Because Social Security doesn't provide enough income to sustain seniors by itself, workers today need to make an effort to save for retirement independently, and a good way to do so is through employer-sponsored 401(k) plans. These days, 401(k)s come with generous annual contribution limits -- $19,000 for workers under 50, and $25,000 for those 50 and over.

Unfortunately, most people with 401(k)s aren't taking advantage of one key feature: the Roth savings option.

The Roth savings component wasn't always widely available among 401(k)s, but today, an estimated 70% of companies offer it. Yet only 11% of workers save in a Roth 401(k), despite the many benefits it offers. If you've yet to put money into a Roth 401(k), it pays to rethink that decision -- especially if you want more financial flexibility later in life.

Road sign that says Roth with arrow pointing toward the right


Why save in a Roth 401(k)?

When you put money into a traditional 401(k), your contributions go in on a tax-free basis, which means you snag an immediate tax break for funding your retirement plan. However, when the time comes to take withdrawals in retirement, those distributions are taxed as ordinary income.

Roth 401(k)s work the opposite way. You don't get a tax break on the money you put in, but once funded, your account gets to grow on a tax-free basis, which means you don't face taxes on your investment gains. And when you're ready to take withdrawals in retirement, they're yours free and clear of taxes. That could give you a lot more financial wiggle room later in life, especially when you're limited to a fixed income.

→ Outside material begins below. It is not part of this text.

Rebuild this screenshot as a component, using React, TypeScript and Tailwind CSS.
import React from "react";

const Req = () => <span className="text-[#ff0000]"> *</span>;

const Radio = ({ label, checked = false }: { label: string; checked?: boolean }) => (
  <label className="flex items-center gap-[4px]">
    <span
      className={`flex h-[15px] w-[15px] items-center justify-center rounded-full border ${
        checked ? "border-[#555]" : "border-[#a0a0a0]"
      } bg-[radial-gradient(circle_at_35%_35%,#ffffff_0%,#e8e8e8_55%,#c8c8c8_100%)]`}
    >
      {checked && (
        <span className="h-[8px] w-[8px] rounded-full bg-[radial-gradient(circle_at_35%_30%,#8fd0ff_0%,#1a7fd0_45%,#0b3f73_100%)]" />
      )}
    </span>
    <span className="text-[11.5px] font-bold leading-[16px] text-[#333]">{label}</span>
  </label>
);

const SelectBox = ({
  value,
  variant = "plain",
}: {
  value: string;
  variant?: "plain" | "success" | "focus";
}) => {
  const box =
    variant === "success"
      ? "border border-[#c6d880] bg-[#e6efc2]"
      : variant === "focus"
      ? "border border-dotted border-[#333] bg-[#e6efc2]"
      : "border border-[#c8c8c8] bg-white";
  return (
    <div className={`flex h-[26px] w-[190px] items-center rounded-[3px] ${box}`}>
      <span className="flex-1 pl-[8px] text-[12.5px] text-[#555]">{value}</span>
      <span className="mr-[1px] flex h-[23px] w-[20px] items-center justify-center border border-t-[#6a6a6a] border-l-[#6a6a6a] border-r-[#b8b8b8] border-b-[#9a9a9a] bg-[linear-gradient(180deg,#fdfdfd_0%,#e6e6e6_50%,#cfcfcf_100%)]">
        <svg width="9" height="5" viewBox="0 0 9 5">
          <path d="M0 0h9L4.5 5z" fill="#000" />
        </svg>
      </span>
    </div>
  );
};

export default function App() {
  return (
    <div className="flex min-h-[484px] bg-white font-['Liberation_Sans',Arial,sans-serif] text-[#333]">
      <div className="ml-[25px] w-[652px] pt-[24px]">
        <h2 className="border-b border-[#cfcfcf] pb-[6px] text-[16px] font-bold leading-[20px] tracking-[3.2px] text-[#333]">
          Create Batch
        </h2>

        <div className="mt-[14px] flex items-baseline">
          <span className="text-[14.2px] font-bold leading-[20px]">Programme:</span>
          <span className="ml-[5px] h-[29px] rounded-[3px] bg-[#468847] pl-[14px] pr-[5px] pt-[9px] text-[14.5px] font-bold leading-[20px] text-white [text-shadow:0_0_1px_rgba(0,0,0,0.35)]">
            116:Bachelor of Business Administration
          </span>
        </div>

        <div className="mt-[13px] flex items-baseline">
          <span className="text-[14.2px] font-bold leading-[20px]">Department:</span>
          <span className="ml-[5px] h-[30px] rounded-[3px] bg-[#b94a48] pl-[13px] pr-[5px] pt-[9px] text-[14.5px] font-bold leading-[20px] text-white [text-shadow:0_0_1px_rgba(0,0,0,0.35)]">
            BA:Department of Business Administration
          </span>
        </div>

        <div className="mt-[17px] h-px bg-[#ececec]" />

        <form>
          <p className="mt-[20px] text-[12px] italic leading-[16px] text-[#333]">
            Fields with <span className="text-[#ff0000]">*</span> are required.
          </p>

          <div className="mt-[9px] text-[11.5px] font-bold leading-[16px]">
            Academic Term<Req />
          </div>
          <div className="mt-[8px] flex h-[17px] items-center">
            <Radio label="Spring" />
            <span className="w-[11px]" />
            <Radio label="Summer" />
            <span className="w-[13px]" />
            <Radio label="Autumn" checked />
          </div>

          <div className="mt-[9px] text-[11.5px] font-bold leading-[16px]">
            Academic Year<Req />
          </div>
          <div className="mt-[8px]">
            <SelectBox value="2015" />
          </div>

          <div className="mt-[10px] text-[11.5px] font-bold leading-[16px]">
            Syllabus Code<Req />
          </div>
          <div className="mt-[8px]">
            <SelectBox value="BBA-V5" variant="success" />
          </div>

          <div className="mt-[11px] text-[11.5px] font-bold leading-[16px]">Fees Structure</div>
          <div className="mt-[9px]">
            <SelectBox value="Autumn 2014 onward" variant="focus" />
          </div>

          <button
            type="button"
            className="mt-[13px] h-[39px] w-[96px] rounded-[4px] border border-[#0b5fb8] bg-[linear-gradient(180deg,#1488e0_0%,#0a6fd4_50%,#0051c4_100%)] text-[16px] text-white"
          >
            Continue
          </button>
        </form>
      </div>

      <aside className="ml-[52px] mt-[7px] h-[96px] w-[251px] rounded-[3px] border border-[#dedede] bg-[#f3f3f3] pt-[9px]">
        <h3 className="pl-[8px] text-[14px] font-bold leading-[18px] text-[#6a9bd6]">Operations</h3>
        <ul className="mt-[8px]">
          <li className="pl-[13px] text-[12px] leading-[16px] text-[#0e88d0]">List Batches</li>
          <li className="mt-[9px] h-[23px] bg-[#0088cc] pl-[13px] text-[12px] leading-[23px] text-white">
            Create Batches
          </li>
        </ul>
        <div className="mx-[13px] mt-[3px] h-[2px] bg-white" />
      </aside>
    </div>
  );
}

Furthermore, unlike Roth IRAs, Roth 401(k)s don't prohibit higher earners from making contributions. You can earn as much as you're able to, and the Roth 401(k) will still be on the table.

It pays to consider a Roth 401(k) if you expect to be in a higher tax bracket in retirement than you are at present. Generally speaking, if you're on the young side and your earnings haven't come close to peaking, a Roth 401(k) makes sense.

Keep in mind that both traditional and Roth 401(k)s impose required minimum distributions, or RMDs, once you turn 70 1/2. At that point, you're forced to withdraw a portion of your account balance each year or risk paying a whopping 50% penalty on that sum to the IRS. With a traditional 401(k), your RMD automatically increases your tax liability, even though you're not choosing to take out that money so much as being forced to. But with a Roth 401(k), that mandatory withdrawal won't add to your tax bill.

That said, you don't need to put all of your money into a Roth 401(k). Rather, you can divvy your savings up between a traditional 401(k) and a Roth to reap some up-front tax savings, but also get the benefit of withdrawing part of your savings tax-free down the line.

In fact, the beauty of the Roth 401(k) is that it buys you more peace of mind during retirement by eliminating any sort of tax impact for taking withdrawals. Even if you expect your tax bracket to be the same later in life as it is today, it still pays to consider putting some of your savings into a Roth.